CAP_BPF is about BPF part only.

> And the privilege to attach bpf programs to
> cgroups without any DAC or MAC checks (which is what the current API
> does) is an extremely broad privilege that is not that much weaker
> than CAP_SYS_ADMIN or CAP_NET_ADMIN.  Also:

I don't think there is a hierarchy of CAP_SYS_ADMIN vs CAP_NET_ADMIN
vs CAP_BPF.
CAP_BPF and CAP_NET_ADMIN carve different areas of CAP_SYS_ADMIN.
Just like all other caps.

> > This tracing bpf is looking into kernel memory
> > and using bpf_probe_read. Clearly it's not _secure_. But it's _safe_.
> > The system is not going to crash because of BPF,
> > but it can easily crash because of simple coding bugs in the user
> > space bits of that daemon.
> 
> The BPF verifier and interpreter, taken in isolation, may be extremely
> safe, but attaching BPF programs to various hooks can easily take down
> the system, deliberately or by accident.  A handler, especially if it
> can access user memory or otherwise fault, will explode if attached to
> an inappropriate kprobe, hw_breakpoint, or function entry trace event.

absolutely not true.

> (I and the other maintainers consider this to be a bug if it happens,
> and we'll fix it, but these bugs definitely exist.)  A cgroup-bpf hook
> that blocks all network traffic will effectively kill a machine,
> especially if it's a server. 

this permission is granted by CAP_NET_ADMIN. Nothing changes here.

> A bpf program that runs excessively
> slowly attached to a high-frequency hook will kill the system, too.

not true either.

> (I bet a buggy bpf program that calls bpf_probe_read() on an unmapped
> address repeatedly could be make extremely slow.  Page faults take
> thousands to tens of thousands of cycles.) 

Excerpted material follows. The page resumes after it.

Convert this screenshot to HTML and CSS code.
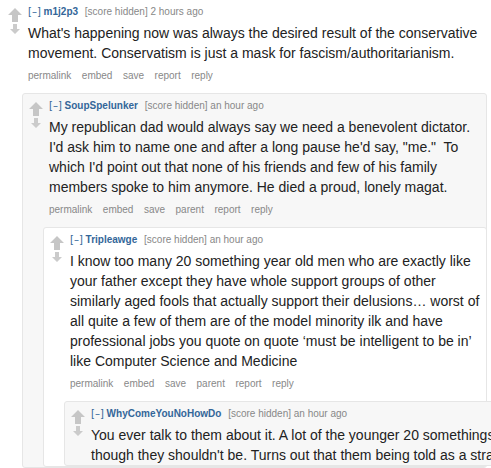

kprobe probing and faulting on non-existent address will do
the same 'damage'. So it's not bpf related.
Also it won't make the system "extremely slow".
Nothing to do with CAP_BPF.

> A bpf firewall rule that's
> wrong can cut a machine off from the network -- I've killed machines
> using iptables more than once, and bpf isn't magically safer.

this is CAP_NET_ADMIN permission. It's a different capability.

> 
> I'm wondering if something like CAP_TRACING would make sense.
> CAP_TRACING would allow operations that can reveal kernel memory and
> other secret kernel state but that do not, by design, allow modifying
> system behavior.  So, for example, CAP_TRACING would allow privileged
> perf_event_open() operations and privileged bpf verifier usage.  But
> it would not allow cgroup-bpf unless further restrictions were added,
> and it would not allow the *_BY_ID operations, as those can modify
> other users' bpf programs' behavior.

Makes little sense to me.
I can imagine CAP_TRACING controlling kprobe/uprobe creation
and probe_read() both from bpf side and from vanilla kprobe.
That would be much nicer interface to use than existing
sysctl_perf_event_paranoid, but that is orthogonal to CAP_BPF
which is strictly about BPF.

> Something finer-grained can mitigate some of this.  CAP_BPF as I think
> you're imagining it will not.

I'm afraid this discussion goes nowhere.
We'll post CAP_BPF patches soon so we can discuss code.